1. Het geding in eerste aanleg
Het hof verwijst voor het verloop van het geding in eerste aanleg naar de beschikking van de rechtbank Zeeland-West-Brabant, zittingsplaats Breda, van 22 mei 2018.
2 Het geding in hoger beroep
2.1.De ambtenaar is bij beroepschrift met bijlagen, ingekomen ter griffie op 16 augustus 2018, in hoger beroep gekomen van voormelde beschikking.
2.2.Op 15 oktober 2018 is een schriftelijke conclusie van de advocaat-generaal ter griffie ingekomen.
2.3.Het verweerschrift van de zijde van de moeder is op 27 november 2018 ingekomen ter griffie.
2.4.De mondelinge behandeling heeft plaatsgevonden op 25 juni 2019.

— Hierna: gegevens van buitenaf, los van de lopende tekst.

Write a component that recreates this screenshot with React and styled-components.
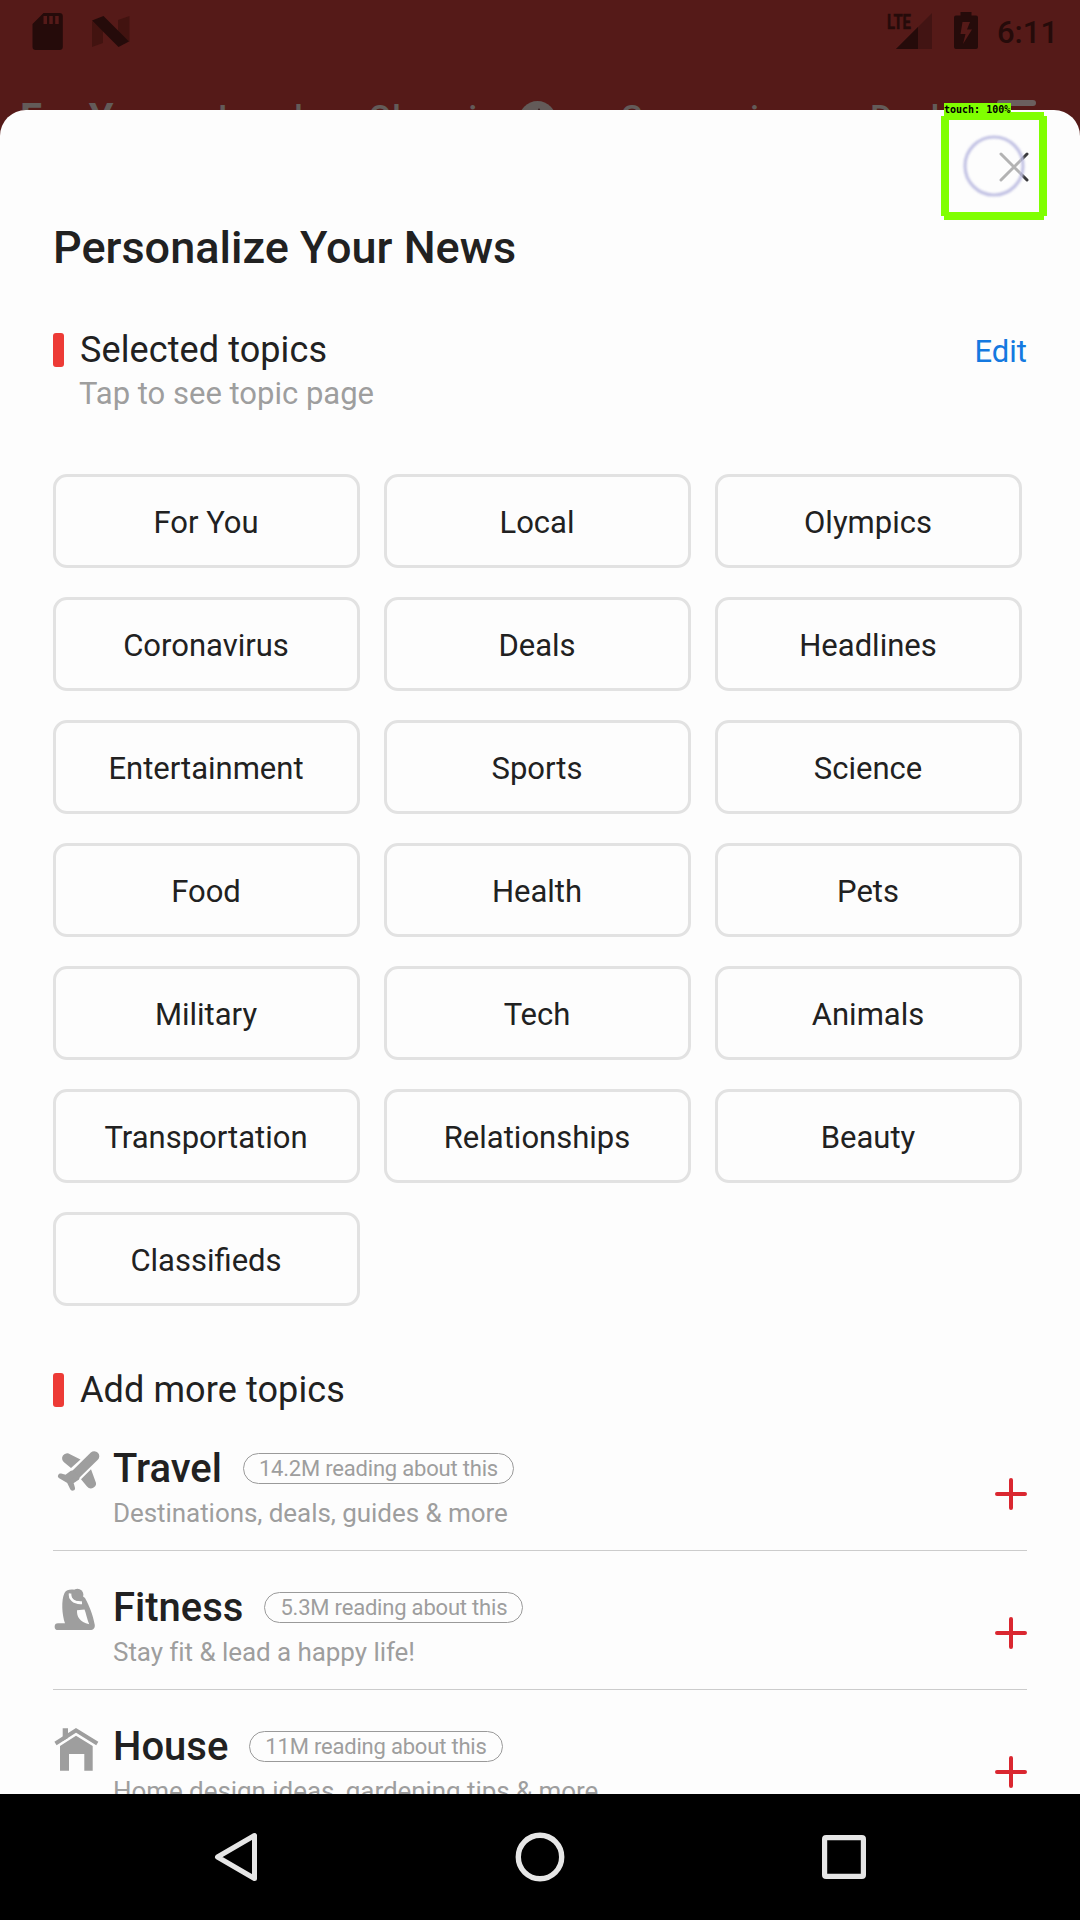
import React from "react";
import styled, { createGlobalStyle } from "styled-components";

const GlobalStyle = createGlobalStyle`
  * { box-sizing: border-box; }
  body { margin: 0; background: #551a18; }
  h1, h2, h3, p { margin: 0; font-weight: 400; }
  button { padding: 0; margin: 0; border: 0; background: none; font: inherit; color: inherit; }
`;

const Screen = styled.div`
  display: flex;
  flex-direction: column;
  width: 1080px;
  height: 1920px;
  overflow: hidden;
  background: #551a18;
  color: #212121;
  font-family: Roboto, "Liberation Sans", sans-serif;
`;

const StatusBar = styled.header`
  display: flex;
  flex: none;
  justify-content: space-between;
  height: 72px;
  padding: 12px 22px 0 32px;
  color: #250b0a;
`;

const StatusGroup = styled.div`
  display: flex;
  align-items: flex-start;
`;

const StatusIcon = styled.svg`
  display: block;
  flex: none;
  margin-right: ${(p) => p.$after || 0}px;
  overflow: visible;
`;

const Clock = styled.span`
  font-size: 31px;
  font-weight: 500;
  line-height: 42px;
`;

const TabStrip = styled.nav`
  display: flex;
  flex: none;
  height: 38px;
  overflow: hidden;
  padding-left: 20px;
  color: #635b59;
`;

const Tab = styled.span`
  flex: none;
  width: ${(p) => p.$width}px;
  padding-top: 22px;
  font-size: ${(p) => (p.$active ? 40 : 35)}px;
  font-weight: ${(p) => (p.$active ? 700 : 500)};
  line-height: 50px;
  white-space: nowrap;
`;

const TabBadge = styled.svg`
  display: block;
  flex: none;
  margin: 29px 64px 0 0;
`;

const MenuBar = styled.span`
  flex: none;
  width: 39px;
  height: 6px;
  margin-top: 28px;
  border-radius: 3px;
  background: #6b5f5e;
`;

const Sheet = styled.main`
  display: flex;
  flex: 1;
  flex-direction: column;
  min-height: 0;
  overflow: hidden;
  padding: 0 53px;
  border-radius: 26px 26px 0 0;
  background: #fdfdfd;
`;

const SheetTop = styled.div`
  display: flex;
  flex: none;
  justify-content: flex-end;
  height: 111px;
  padding-top: 41px;
`;

const CloseButton = styled.button`
  width: 30px;
  height: 30px;
  margin-right: -2px;
  svg { display: block; }
`;

const Title = styled.h1`
  flex: none;
  font-size: 45px;
  font-weight: 500;
  line-height: 54px;
`;

const SectionHead = styled.div`
  display: flex;
  flex: none;
  align-items: center;
  height: 42px;
  margin-top: ${(p) => p.$gap}px;
`;

const Marker = styled.span`
  width: 11px;
  height: 34px;
  margin-right: 15px;
  border-radius: 3px;
  background: #ed3b36;
`;

const SectionTitle = styled.h2`
  flex: 1;
  padding-left: 1px;
  font-size: 36px;
  letter-spacing: 0.1px;
  line-height: 42px;
`;

const EditLink = styled.button`
  color: #1479e0;
  font-size: 31px;
  line-height: 42px;
  padding-top: 4px;
`;

const Hint = styled.p`
  flex: none;
  margin: 5px 0 62px 26px;
  color: #9e9e9e;
  font-size: 31px;
  line-height: 36px;
`;

const TopicGrid = styled.div`
  display: grid;
  flex: none;
  grid-template-columns: repeat(3, 307px);
  grid-auto-rows: 94px;
  gap: 29px 24px;
`;

const Chip = styled.button`
  padding: 2px 1px 0 0;
  border: 3px solid #e2e2e2;
  border-radius: 14px;
  font-size: 31px;
  text-align: center;
`;

const Suggestions = styled.section`
  flex: none;
  margin-top: 1px;
`;

const SuggestionRow = styled.article`
  display: flex;
  height: 139px;
  padding-top: 35px;
  border-bottom: 1px solid #cccccc;
`;

const RowIcon = styled.svg`
  display: block;
  flex: none;
  margin-right: 12px;
  color: #9e9e9e;
`;

const RowBody = styled.div`
  flex: 1;
`;

const RowHeading = styled.div`
  display: flex;
  align-items: center;
  height: 43px;
`;

const RowName = styled.h3`
  margin-right: 21px;
  font-size: 40px;
  font-weight: 500;
  line-height: 43px;
`;

const ReaderPill = styled.span`
  height: 31px;
  padding: 0 15px;
  border: 1px solid #9a9a9a;
  border-radius: 16px;
  color: #9e9e9e;
  font-size: 22px;
  letter-spacing: -0.2px;
  line-height: 30px;
`;

const RowText = styled.p`
  margin-top: 7px;
  color: #9e9e9e;
  font-size: 26px;
  letter-spacing: -0.06px;
  line-height: 32px;
`;

const AddButton = styled.button`
  width: 32px;
  height: 32px;
  margin-top: 31px;
  svg { display: block; }
`;

const NavBar = styled.footer`
  display: grid;
  flex: none;
  grid-template-columns: repeat(3, 304px);
  justify-content: center;
  place-items: center;
  height: 126px;
  background: #000;
`;

/* Pointer marker drawn above the page */
const TouchBox = styled.div`
  position: absolute;
  top: 112px;
  left: 941px;
  width: 106px;
  height: 108px;
`;

const TouchLabel = styled.span`
  position: absolute;
  top: -9px;
  left: 3px;
  width: 67px;
  height: 13px;
  background: #80ff00;
  color: #000;
  font: bold 10px/13px "DejaVu Sans Mono", monospace;
  white-space: pre;
`;

const TOPICS = [
  "For You", "Local", "Olympics",
  "Coronavirus", "Deals", "Headlines",
  "Entertainment", "Sports", "Science",
  "Food", "Health", "Pets",
  "Military", "Tech", "Animals",
  "Transportation", "Relationships", "Beauty",
  "Classifieds",
];

const PlaneIcon = () => (
  <>
    <path d="M19 31 41.3 9.2" stroke="currentColor" strokeWidth="10" strokeLinecap="round" />
    <path d="M7.5 29 13 30.5 19 26 24 31 17.8 35 19.5 41.2 16 34z" stroke="currentColor" strokeWidth="5" strokeLinejoin="round" fill="currentColor" />
    <path d="M17 7.2 27.5 12.4 18 21 11.3 15.6A5 5 0 0 1 17 7.2z" fill="currentColor" />
    <path d="M38 22.3 42.3 34A5 5 0 0 1 34 39.5L28 32.3z" fill="currentColor" />
  </>
);

const YogaIcon = () => (
  <>
    <path
      d="M5 37.3H12C9 29 8 14 11.5 7 13.5 3.5 18 3 22 4L32 12C36 19 40 29 41.7 38.5 42.3 42 40.5 44 37 44H5A3.3 3.3 0 0 1 5 37.3zM24 24.2C23.8 31 26.5 35.5 36.2 38.2 34 33 33 27 31.5 23.4z"
      fill="currentColor"
      fillRule="evenodd"
    />
    <path d="M17.3 7.5C16.6 12 20 17.3 29 16.7" stroke="#fdfdfd" strokeWidth="3" />
    <circle cx="24.4" cy="8.8" r="6" fill="currentColor" />
  </>
);

const HouseIcon = () => (
  <>
    <path d="M9.7 3.2H15V13L9.7 16z" fill="currentColor" />
    <path d="M2.5 18.5 23 5.4 44.3 18.5" stroke="currentColor" strokeWidth="4" />
    <path d="M23 10.8 39.7 21V45.7H31.3V29H16V45.7H7V21z" fill="currentColor" />
  </>
);

const SUGGESTIONS = [
  { name: "Travel", readers: "14.2M", text: "Destinations, deals, guides & more", Icon: PlaneIcon },
  { name: "Fitness", readers: "5.3M", text: "Stay fit & lead a happy life!", Icon: YogaIcon },
  { name: "House", readers: "11M", text: "Home design ideas, gardening tips & more", Icon: HouseIcon },
];

function Status() {
  return (
    <StatusBar>
      <StatusGroup>
        <StatusIcon $after={29} width="31" height="39" viewBox="0 0 31 39">
          <path fill="currentColor" fillRule="evenodd" d="M11.5 1H27.5A3.3 3.3 0 0 1 30.8 4.3V34.7A3.3 3.3 0 0 1 27.5 38H3.8A3.3 3.3 0 0 1 .5 34.7V12zM11.5 4v8H15V4zM17.3 4v8h3.5V4zM23.2 4v8h3.5V4z" />
        </StatusIcon>
        <StatusIcon width="38" height="39" viewBox="0 0 38 39">
          <path fill="#421310" d="M0 9 11 19V31L0 35zM26 8 37.5 4V30L26 21z" />
          <path fill="currentColor" d="M0 8.5 11.5 4 37 29.5 26.5 35z" />
        </StatusIcon>
      </StatusGroup>
      <StatusGroup>
        <StatusIcon $after={22} width="46" height="38" viewBox="0 0 46 38">
          <path fill="#421413" d="M10 37H46V1z" />
          <path fill="currentColor" d="M10 37H32V15z" />
          <text x="1" y="17" fill="currentColor" stroke="currentColor" strokeWidth="0.5" fontFamily="Roboto, sans-serif" fontSize="21" fontWeight="700" textLength="24" lengthAdjust="spacingAndGlyphs">LTE</text>
        </StatusIcon>
        <StatusIcon $after={19} width="24" height="38" viewBox="0 0 24 38">
          <path fill="currentColor" fillRule="evenodd" d="M6.5 0H17.5V3.5H22A2 2 0 0 1 24 5.5V35A2 2 0 0 1 22 37H2A2 2 0 0 1 0 35V5.5A2 2 0 0 1 2 3.5H6.5zM8.5 10 6.5 22H11.5L9 32 18 17.5H13L16 10z" />
        </StatusIcon>
        <Clock>6:11</Clock>
      </StatusGroup>
    </StatusBar>
  );
}

export default function App() {
  return (
    <Screen>
      <GlobalStyle />
      <Status />
      <TabStrip>
        <Tab $active $width={198}>For You</Tab>
        <Tab $width={150}>Local</Tab>
        <Tab $width={151}>Olympics</Tab>
        <TabBadge width="37" height="37" viewBox="0 0 37 37">
          <circle cx="18.5" cy="18.5" r="18.5" fill="currentColor" />
          <path d="M20 7 23 12H17z" fill="#3a2020" />
        </TabBadge>
        <Tab $width={250}>Coronavirus</Tab>
        <Tab $width={127}>Deals</Tab>
        <MenuBar />
      </TabStrip>

      <Sheet>
        <SheetTop>
          <CloseButton aria-label="Close">
            <svg width="30" height="32" viewBox="0 0 30 32" fill="none">
              <path d="M2 3 28 29M28 3 2 29" stroke="#3a3a3c" strokeWidth="3" strokeLinecap="round" />
            </svg>
          </CloseButton>
        </SheetTop>
        <Title>Personalize Your News</Title>

        <SectionHead $gap={54}>
          <Marker />
          <SectionTitle>Selected topics</SectionTitle>
          <EditLink>Edit</EditLink>
        </SectionHead>
        <Hint>Tap to see topic page</Hint>
        <TopicGrid>
          {TOPICS.map((topic) => (
            <Chip key={topic}>{topic}</Chip>
          ))}
        </TopicGrid>

        <SectionHead $gap={63}>
          <Marker />
          <SectionTitle>Add more topics</SectionTitle>
        </SectionHead>
        <Suggestions>
          {SUGGESTIONS.map(({ name, readers, text, Icon }) => (
            <SuggestionRow key={name}>
              <RowIcon width="48" height="48" viewBox="0 0 48 48" fill="none">
                <Icon />
              </RowIcon>
              <RowBody>
                <RowHeading>
                  <RowName>{name}</RowName>
                  <ReaderPill>{readers} reading about this</ReaderPill>
                </RowHeading>
                <RowText>{text}</RowText>
              </RowBody>
              <AddButton aria-label={`Add ${name}`}>
                <svg width="32" height="32" viewBox="0 0 32 32" fill="none">
                  <path d="M2 16H30M16 2V30" stroke="#da2730" strokeWidth="4" strokeLinecap="round" />
                </svg>
              </AddButton>
            </SuggestionRow>
          ))}
        </Suggestions>
      </Sheet>

      <NavBar>
        <svg width="44" height="50" viewBox="0 0 44 50" fill="none">
          <path d="M40.5 3.5V46.5L3.5 25z" stroke="#e6e6e6" strokeWidth="5" strokeLinejoin="round" />
        </svg>
        <svg width="50" height="50" viewBox="0 0 50 50" fill="none">
          <circle cx="25" cy="25" r="21.7" stroke="#e6e6e6" strokeWidth="5.4" />
        </svg>
        <svg width="44" height="44" viewBox="0 0 44 44" fill="none">
          <rect x="2.6" y="2.6" width="38.8" height="38.8" rx="1.5" stroke="#e6e6e6" strokeWidth="5.2" />
        </svg>
      </NavBar>

      <TouchBox>
        <svg width="106" height="108" viewBox="0 0 106 108" fill="none">
          <defs>
            <filter id="soft" x="-20%" y="-20%" width="140%" height="140%">
              <feGaussianBlur stdDeviation="1.2" />
            </filter>
          </defs>
          <circle cx="53" cy="54" r="28" fill="#fdfdfd" fillOpacity=".62" />
          <circle cx="53" cy="54" r="29" stroke="#c3c3e4" strokeWidth="3.2" filter="url(#soft)" />
          <path fill="#80ff00" fillRule="evenodd" d="M3 0H103V4H106V104H103V108H3V104H0V4H3zM8 8V100H98V8z" />
        </svg>
        <TouchLabel>touch: 100%</TouchLabel>
      </TouchBox>
    </Screen>
  );
}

Bij die gelegenheid zijn gehoord:
- de ambtenaar, de heer [ambtenaar] ;
- de moeder, bijgestaan door mr. De Waal en een tolk in de Poolse taal, de heer
S. Kruszynski (tolknummer 459).
De heer [echtgenoot] heeft als informant de mondelinge behandeling bijgewoond.
2.4.1.De advocaat-generaal is, met kennisgeving vooraf, niet ter zitting verschenen. Een vertegenwoordiger van de raad is evenmin verschenen.
2.4.2.De heer [de man] is, hoewel behoorlijk daartoe opgeroepen in de Staatscourant van
5 april 2019, niet ter zitting verschenen.
2.4.3.Het hof heeft de minderjarige [minderjarige] in de gelegenheid gesteld haar mening kenbaar te maken. Zij heeft hiervan gebruik gemaakt en is voorafgaand aan de mondelinge behandeling ter zitting buiten aanwezigheid van partijen en overige belanghebbenden gehoord. Ter zitting heeft de voorzitter de inhoud van dit verhoor zakelijk weergegeven, waarna alle aanwezigen de gelegenheid hebben gekregen daarop te reageren.
2.5.Het hof heeft voorts kennisgenomen van de inhoud van het proces-verbaal van de mondelinge behandeling in eerste aanleg op 16 februari 2018.